● TASK OBJECTIVE
Output the data below in full, character for character.

● SUPPLIED DATA
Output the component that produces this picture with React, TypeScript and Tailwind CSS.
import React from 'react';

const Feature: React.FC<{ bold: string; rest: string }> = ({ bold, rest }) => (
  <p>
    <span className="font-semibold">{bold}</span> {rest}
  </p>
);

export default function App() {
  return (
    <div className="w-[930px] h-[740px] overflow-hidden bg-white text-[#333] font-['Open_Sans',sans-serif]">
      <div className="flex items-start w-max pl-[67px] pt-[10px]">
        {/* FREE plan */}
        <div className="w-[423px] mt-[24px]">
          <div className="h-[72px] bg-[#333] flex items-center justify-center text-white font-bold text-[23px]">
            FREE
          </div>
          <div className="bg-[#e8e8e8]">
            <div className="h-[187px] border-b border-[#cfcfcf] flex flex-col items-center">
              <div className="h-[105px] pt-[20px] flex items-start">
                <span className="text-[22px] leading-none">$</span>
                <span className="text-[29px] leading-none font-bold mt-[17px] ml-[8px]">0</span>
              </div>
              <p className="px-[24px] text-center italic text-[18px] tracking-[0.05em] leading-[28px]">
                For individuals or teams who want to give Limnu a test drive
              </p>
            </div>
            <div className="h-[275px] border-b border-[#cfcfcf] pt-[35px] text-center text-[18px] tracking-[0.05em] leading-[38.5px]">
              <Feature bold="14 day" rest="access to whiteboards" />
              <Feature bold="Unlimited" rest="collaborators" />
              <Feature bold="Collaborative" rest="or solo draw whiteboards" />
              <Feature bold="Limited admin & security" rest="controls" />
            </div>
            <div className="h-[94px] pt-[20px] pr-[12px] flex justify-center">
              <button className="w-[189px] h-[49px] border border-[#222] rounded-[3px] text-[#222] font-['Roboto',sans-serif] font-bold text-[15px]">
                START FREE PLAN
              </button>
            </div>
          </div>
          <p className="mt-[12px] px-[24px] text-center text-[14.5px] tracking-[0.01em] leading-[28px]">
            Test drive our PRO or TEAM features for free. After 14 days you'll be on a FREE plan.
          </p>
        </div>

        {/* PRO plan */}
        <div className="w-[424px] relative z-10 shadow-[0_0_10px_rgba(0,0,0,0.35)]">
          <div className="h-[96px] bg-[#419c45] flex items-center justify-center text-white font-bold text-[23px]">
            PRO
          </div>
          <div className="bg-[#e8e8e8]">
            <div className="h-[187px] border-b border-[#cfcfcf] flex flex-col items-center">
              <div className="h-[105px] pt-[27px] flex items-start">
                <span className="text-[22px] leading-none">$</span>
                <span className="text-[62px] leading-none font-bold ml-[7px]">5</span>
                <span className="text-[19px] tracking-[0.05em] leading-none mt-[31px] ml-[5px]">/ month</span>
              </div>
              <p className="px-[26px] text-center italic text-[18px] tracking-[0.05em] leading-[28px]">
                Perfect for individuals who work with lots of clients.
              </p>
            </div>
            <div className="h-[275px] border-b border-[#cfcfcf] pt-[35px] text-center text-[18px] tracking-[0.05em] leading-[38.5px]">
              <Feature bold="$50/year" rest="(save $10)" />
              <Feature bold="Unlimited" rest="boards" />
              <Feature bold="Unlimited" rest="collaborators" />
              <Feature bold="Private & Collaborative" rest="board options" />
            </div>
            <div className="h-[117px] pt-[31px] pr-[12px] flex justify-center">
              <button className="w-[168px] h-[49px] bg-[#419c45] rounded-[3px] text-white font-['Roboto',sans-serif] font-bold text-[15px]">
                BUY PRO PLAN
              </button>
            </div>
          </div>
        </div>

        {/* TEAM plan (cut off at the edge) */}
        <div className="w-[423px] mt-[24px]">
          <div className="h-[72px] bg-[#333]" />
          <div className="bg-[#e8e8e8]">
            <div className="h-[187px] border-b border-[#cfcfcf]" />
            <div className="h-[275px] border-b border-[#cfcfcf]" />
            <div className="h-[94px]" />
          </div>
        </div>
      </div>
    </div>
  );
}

● REPLY
Output the component that produces this picture with React, TypeScript and Tailwind CSS.
import React from 'react';

const Feature: React.FC<{ bold: string; rest: string }> = ({ bold, rest }) => (
  <p>
    <span className="font-semibold">{bold}</span> {rest}
  </p>
);

export default function App() {
  return (
    <div className="w-[930px] h-[740px] overflow-hidden bg-white text-[#333] font-['Open_Sans',sans-serif]">
      <div className="flex items-start w-max pl-[67px] pt-[10px]">
        {/* FREE plan */}
        <div className="w-[423px] mt-[24px]">
          <div className="h-[72px] bg-[#333] flex items-center justify-center text-white font-bold text-[23px]">
            FREE
          </div>
          <div className="bg-[#e8e8e8]">
            <div className="h-[187px] border-b border-[#cfcfcf] flex flex-col items-center">
              <div className="h-[105px] pt-[20px] flex items-start">
                <span className="text-[22px] leading-none">$</span>
                <span className="text-[29px] leading-none font-bold mt-[17px] ml-[8px]">0</span>
              </div>
              <p className="px-[24px] text-center italic text-[18px] tracking-[0.05em] leading-[28px]">
                For individuals or teams who want to give Limnu a test drive
              </p>
            </div>
            <div className="h-[275px] border-b border-[#cfcfcf] pt-[35px] text-center text-[18px] tracking-[0.05em] leading-[38.5px]">
              <Feature bold="14 day" rest="access to whiteboards" />
              <Feature bold="Unlimited" rest="collaborators" />
              <Feature bold="Collaborative" rest="or solo draw whiteboards" />
              <Feature bold="Limited admin & security" rest="controls" />
            </div>
            <div className="h-[94px] pt-[20px] pr-[12px] flex justify-center">
              <button className="w-[189px] h-[49px] border border-[#222] rounded-[3px] text-[#222] font-['Roboto',sans-serif] font-bold text-[15px]">
                START FREE PLAN
              </button>
            </div>
          </div>
          <p className="mt-[12px] px-[24px] text-center text-[14.5px] tracking-[0.01em] leading-[28px]">
            Test drive our PRO or TEAM features for free. After 14 days you'll be on a FREE plan.
          </p>
        </div>

        {/* PRO plan */}
        <div className="w-[424px] relative z-10 shadow-[0_0_10px_rgba(0,0,0,0.35)]">
          <div className="h-[96px] bg-[#419c45] flex items-center justify-center text-white font-bold text-[23px]">
            PRO
          </div>
          <div className="bg-[#e8e8e8]">
            <div className="h-[187px] border-b border-[#cfcfcf] flex flex-col items-center">
              <div className="h-[105px] pt-[27px] flex items-start">
                <span className="text-[22px] leading-none">$</span>
                <span className="text-[62px] leading-none font-bold ml-[7px]">5</span>
                <span className="text-[19px] tracking-[0.05em] leading-none mt-[31px] ml-[5px]">/ month</span>
              </div>
              <p className="px-[26px] text-center italic text-[18px] tracking-[0.05em] leading-[28px]">
                Perfect for individuals who work with lots of clients.
              </p>
            </div>
            <div className="h-[275px] border-b border-[#cfcfcf] pt-[35px] text-center text-[18px] tracking-[0.05em] leading-[38.5px]">
              <Feature bold="$50/year" rest="(save $10)" />
              <Feature bold="Unlimited" rest="boards" />
              <Feature bold="Unlimited" rest="collaborators" />
              <Feature bold="Private & Collaborative" rest="board options" />
            </div>
            <div className="h-[117px] pt-[31px] pr-[12px] flex justify-center">
              <button className="w-[168px] h-[49px] bg-[#419c45] rounded-[3px] text-white font-['Roboto',sans-serif] font-bold text-[15px]">
                BUY PRO PLAN
              </button>
            </div>
          </div>
        </div>

        {/* TEAM plan (cut off at the edge) */}
        <div className="w-[423px] mt-[24px]">
          <div className="h-[72px] bg-[#333]" />
          <div className="bg-[#e8e8e8]">
            <div className="h-[187px] border-b border-[#cfcfcf]" />
            <div className="h-[275px] border-b border-[#cfcfcf]" />
            <div className="h-[94px]" />
          </div>
        </div>
      </div>
    </div>
  );
}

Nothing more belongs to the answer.